Written request
Pictures stay out of this copy, which runs from the first line of the material through the line containing "const GEAR = gearPath();".
═══ Data extract
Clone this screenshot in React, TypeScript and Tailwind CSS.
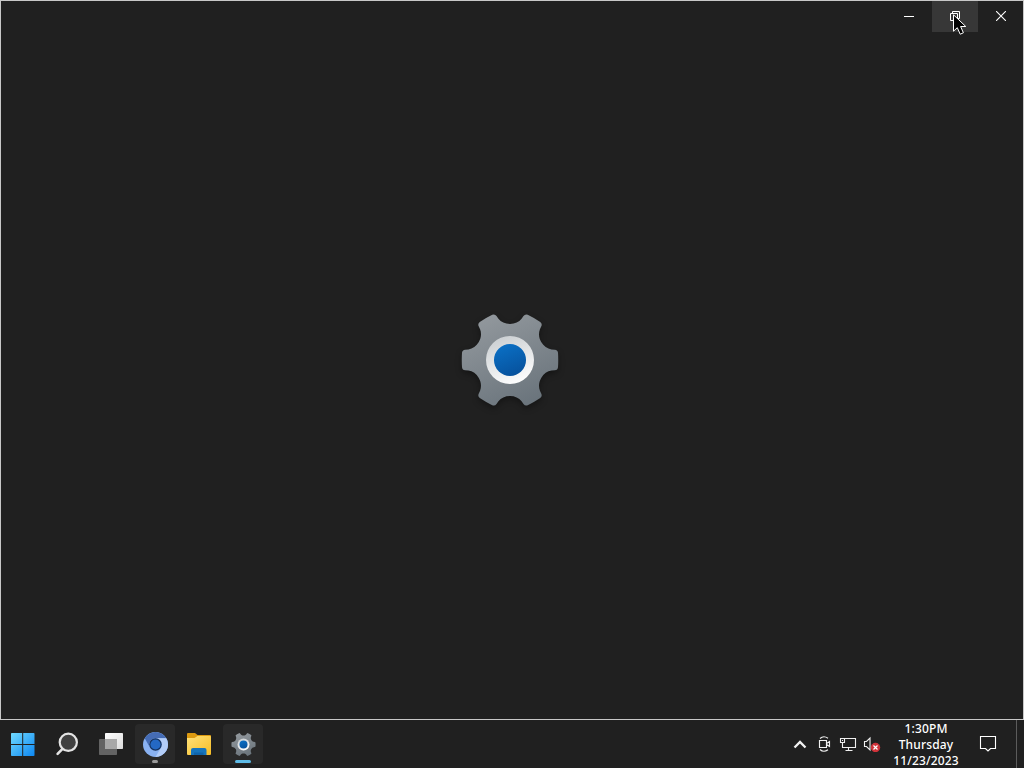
import type { ReactNode } from 'react';

// One tooth of the gear, pointing right, from notch centre to notch centre.
const TOOTH: [string, number[]][] = [
  ['C', [33.6, -13.8, 37.4, -11.2, 41.5, -10.6]],
  ['L', [44.8, -10.3]],
  ['Q', [47.7, -10, 48, -7.2]],
  ['Q', [48.5, 0, 48, 7.2]],
  ['Q', [47.7, 10, 44.8, 10.3]],
  ['L', [41.5, 10.6]],
  ['C', [37.4, 11.2, 33.6, 13.8, 31.2, 18]],
];

function gearPath() {
  let d = 'M31.2 -18';
  for (let i = 0; i < 6; i++) {
    const a = (i * Math.PI) / 3;
    for (const [cmd, pts] of TOOTH) {
      d += cmd;
      for (let j = 0; j < pts.length; j += 2) {
        const x = pts[j] * Math.cos(a) - pts[j + 1] * Math.sin(a);
        const y = pts[j] * Math.sin(a) + pts[j + 1] * Math.cos(a);
        d += `${x.toFixed(2)} ${y.toFixed(2)} `;
      }
    }
  }
  return d + 'Z';
}

const GEAR = gearPath();

function GearIcon({ id, className }: { id: string; className: string }) {
  return (
    <svg viewBox="-50 -50 100 100" className={className}>
      <defs>
        <linearGradient id={`${id}-body`} x1="0.25" y1="0" x2="0.75" y2="1">
          <stop offset="0" stopColor="#92989d" />
          <stop offset="1" stopColor="#69737b" />
        </linearGradient>
        <linearGradient id={`${id}-ring`} x1="0.3" y1="0" x2="0.7" y2="1">
          <stop offset="0" stopColor="#cbcfd2" />
          <stop offset="1" stopColor="#ffffff" />
        </linearGradient>
        <linearGradient id={`${id}-hub`} x1="0.3" y1="0" x2="0.7" y2="1">
          <stop offset="0" stopColor="#0a6fc4" />
          <stop offset="1" stopColor="#07519c" />
        </linearGradient>
      </defs>
      <path d={GEAR} fill={`url(#${id}-body)`} />
      <circle r="24" fill={`url(#${id}-ring)`} />
      <circle r="16" fill={`url(#${id}-hub)`} />
    </svg>
  );
}

function StartIcon() {
  return (
    <svg viewBox="0 0 24 24" className="mr-px h-6 w-6">
      <defs>
        <linearGradient id="start" gradientUnits="userSpaceOnUse" x1="0" y1="0" x2="24" y2="24">
          <stop offset="0" stopColor="#72dcff" />
          <stop offset="1" stopColor="#0c86f2" />
        </linearGradient>
      </defs>
      <path d="M0 1.8Q0 1 .8 1H11.2V12H0ZM12.2 1H22.7Q23.5 1 23.5 1.8V12H12.2ZM0 13H11.2V24H.8Q0 24 0 23.2ZM12.2 13H23.5V23.2Q23.5 24 22.7 24H12.2Z" fill="url(#start)" />
    </svg>
  );
}

function SearchIcon() {
  return (
    <svg viewBox="0 0 24 24" className="h-6 w-6" fill="none">
      <path d="M8.2 16.2 2.6 21.8" stroke="#e4e4e4" strokeWidth="2.6" strokeLinecap="round" />
      <circle cx="13.3" cy="10.3" r="8.6" fill="#414141" stroke="#e4e4e4" strokeWidth="2.2" />
    </svg>
  );
}

function TaskViewIcon() {
  return (
    <svg viewBox="0 0 24 24" className="h-6 w-6">
      <defs>
        <linearGradient id="task" x1="0" y1="0" x2="1" y2="1">
          <stop offset="0" stopColor="#ffffff" />
          <stop offset="1" stopColor="#dcdcdc" />
        </linearGradient>
      </defs>
      <rect x="6" y="1" width="18" height="16" rx="0.8" fill="url(#task)" />
      <rect x="0" y="7" width="18" height="16" rx="0.8" fill="#636363" />
      <path d="M6 7H18V17H6Z" fill="#a8a8a8" />
    </svg>
  );
}

function ChromiumIcon() {
  return (
    <svg viewBox="-12 -12 24 24" className="h-[25px] w-[25px]">
      <circle r="12" fill="#8ab2f2" />
      <path d="M-10.39 -6A12 12 0 0 1 10.39 -6H0A6 6 0 0 0 -5.2 3Z" fill="#456cb5" />
      <path d="M10.39 -6A12 12 0 0 1 0 12L5.2 3A6 6 0 0 0 0 -6Z" fill="#b3cdf8" />
      <circle r="6" fill="#14305c" />
      <circle r="4.9" fill="#2468c4" />
    </svg>
  );
}

function FolderIcon() {
  return (
    <svg viewBox="0 0 26 24" className="h-6 w-[26px]">
      <defs>
        <linearGradient id="folder" x1="0" y1="0" x2="1" y2="1">
          <stop offset="0" stopColor="#ffe17a" />
          <stop offset="1" stopColor="#f6bd25" />
        </linearGradient>
      </defs>
      <path d="M1 2Q1 1 2 1H9L11.5 3H24Q25 3 25 4V12H1Z" fill="#dd9a10" />
      <path d="M1 6H8.5L11.5 4H24Q25 4 25 5V22Q25 23 24 23H2Q1 23 1 22Z" fill="url(#folder)" />
      <path d="M5 23V18Q5 16 7 16H18.5Q20.5 16 20.5 18V23Z" fill="#1675bd" />
      <path d="M8 20.5H17.5V23H8Z" fill="#0f64aa" />
    </svg>
  );
}

function TaskButton({ label, active, indicator, children }: { label: string; active?: boolean; indicator?: string; children: ReactNode }) {
  return (
    <button
      aria-label={label}
      className={`relative flex h-10 w-10 items-center justify-center rounded ${active ? 'bg-[#292929]' : ''}`}
    >
      {children}
      {indicator && <span className={`absolute bottom-px left-1/2 h-[3px] -translate-x-1/2 rounded-full ${indicator}`} />}
    </button>
  );
}

function Tray() {
  return (
    <div className="flex items-center">
      <svg viewBox="0 0 14 10" className="h-2.5 w-3.5" fill="none">
        <path d="M1.5 8.5 7 3 12.5 8.5" stroke="#f2f2f2" strokeWidth="2.3" />
      </svg>
      <svg viewBox="0 0 13 16" className="ml-[11px] h-4 w-[13px]" fill="none" stroke="#f0f0f0">
        <path d="M1.5 4.5H8.5V11.5H1.5ZM8.5 7.5 11.5 5.5V10.5L8.5 8.5M2 2.5Q5.5-.8 10 2.2M2 13.5Q5.5 16.8 10 13.8" strokeWidth="1.15" />
      </svg>
      <svg viewBox="0 0 18 16" className="ml-2 h-4 w-[18px]" fill="none" stroke="#f0f0f0">
        <path d="M1.5 2.5H5.5V6.5H1.5ZM3.5 6.5V11.5H16.5V2.5H5.5M6.5 14.5H13.5M9.5 11.5V14.5" strokeWidth="1.1" />
        <path d="M3 4H4V5H3Z" fill="#f0f0f0" stroke="none" />
      </svg>
      <svg viewBox="0 0 18 16" className="ml-1.5 h-4 w-[18px]" fill="none">
        <path d="M1.5 5.5H3.5L7 2V14L3.5 10.5H1.5Z" stroke="#f0f0f0" strokeWidth="1.1" />
        <circle cx="12.5" cy="11.5" r="4.7" fill="#cf3239" />
        <path d="M10.5 9.5 14.5 13.5M14.5 9.5 10.5 13.5" stroke="#ffffff" strokeWidth="1.2" />
      </svg>
    </div>
  );
}

function WindowControls() {
  return (
    <div className="flex h-[31px] justify-end">
      <button aria-label="Minimize" className="flex w-[46px] items-center justify-center pb-px">
        <svg viewBox="0 0 10 10" className="h-2.5 w-2.5" stroke="#ffffff">
          <path d="M0 5.5H10" />
        </svg>
      </button>
      <button aria-label="Restore" className="flex w-[46px] items-center justify-center bg-[#373737] pb-px">
        <svg viewBox="0 0 10 10" className="h-2.5 w-2.5" fill="none" stroke="#ffffff">
          <path d="M.5 2.5H7.5V9.5H.5ZM2.5 2.5V.5H9.5V7.5H7.5" />
        </svg>
      </button>
      <button aria-label="Close" className="flex w-[45px] items-center justify-center pb-px">
        <svg viewBox="0 0 10 10" className="h-2.5 w-2.5" stroke="#ffffff">
          <path d="M0 0 10 10M10 0 0 10" strokeWidth="1.1" />
        </svg>
      </button>
    </div>
  );
}

export default function App() {
  return (
    <div className="relative flex h-[768px] w-[1024px] flex-col overflow-hidden bg-[#202020] font-['Noto_Sans',sans-serif]">
      {/* Settings window, still on its splash screen */}
      <main className="flex h-[720px] flex-col border border-[#c8c8c8] bg-[#202020]">
        <WindowControls />
        <div className="flex flex-1 items-center justify-center pr-1 pb-[31px]">
          <GearIcon id="splash" className="h-[100px] w-[100px] drop-shadow-[0_3px_3px_rgba(0,0,0,0.35)]" />
        </div>
      </main>

      {/* Taskbar */}
      <footer className="flex h-12 items-center justify-between bg-[#202020]">
        <div className="flex items-center gap-1 pl-[3px]">
          <TaskButton label="Start"><StartIcon /></TaskButton>
          <TaskButton label="Search"><SearchIcon /></TaskButton>
          <TaskButton label="Task view"><TaskViewIcon /></TaskButton>
          <TaskButton label="Chromium" active indicator="w-1.5 bg-[#9b9b9b]"><ChromiumIcon /></TaskButton>
          <TaskButton label="File Explorer"><FolderIcon /></TaskButton>
          <TaskButton label="Settings" active indicator="w-4 bg-[#5fbce8]">
            <GearIcon id="taskbar" className="h-[25px] w-[25px]" />
          </TaskButton>
        </div>
        <div className="flex h-full items-center">
          <Tray />
          <div className="ml-[11px] w-[68px] pt-0.5 text-center text-[12px] leading-4 font-medium tracking-[0.15px] whitespace-nowrap text-white">
            <div>1:30PM</div>
            <div>Thursday</div>
            <div>11/23/2023</div>
          </div>
          <svg viewBox="0 0 18 18" className="ml-[19px] h-[18px] w-[18px]" fill="none" stroke="#ffffff">
            <path d="M1.5 1.5H16.5V13.5H11.5L9 16 6.5 13.5H1.5Z" strokeWidth="1.1" />
          </svg>
          <div className="ml-[19px] h-full w-2 border-l border-[#5c5c5c]" />
        </div>
      </footer>

      {/* Mouse pointer */}
      <svg viewBox="0 0 14 21" className="absolute top-[14px] left-[953px] h-[21px] w-3.5">
        <path d="M.5.8V17.2L4.3 13.7 7.2 20.2 10.4 18.8 7.6 12.5H12.8Z" fill="#000000" stroke="#ffffff" />
      </svg>
    </div>
  );
}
══════
Exercise result
Clone this screenshot in React, TypeScript and Tailwind CSS.
import type { ReactNode } from 'react';

// One tooth of the gear, pointing right, from notch centre to notch centre.
const TOOTH: [string, number[]][] = [
  ['C', [33.6, -13.8, 37.4, -11.2, 41.5, -10.6]],
  ['L', [44.8, -10.3]],
  ['Q', [47.7, -10, 48, -7.2]],
  ['Q', [48.5, 0, 48, 7.2]],
  ['Q', [47.7, 10, 44.8, 10.3]],
  ['L', [41.5, 10.6]],
  ['C', [37.4, 11.2, 33.6, 13.8, 31.2, 18]],
];

function gearPath() {
  let d = 'M31.2 -18';
  for (let i = 0; i < 6; i++) {
    const a = (i * Math.PI) / 3;
    for (const [cmd, pts] of TOOTH) {
      d += cmd;
      for (let j = 0; j < pts.length; j += 2) {
        const x = pts[j] * Math.cos(a) - pts[j + 1] * Math.sin(a);
        const y = pts[j] * Math.sin(a) + pts[j + 1] * Math.cos(a);
        d += `${x.toFixed(2)} ${y.toFixed(2)} `;
      }
    }
  }
  return d + 'Z';
}

const GEAR = gearPath();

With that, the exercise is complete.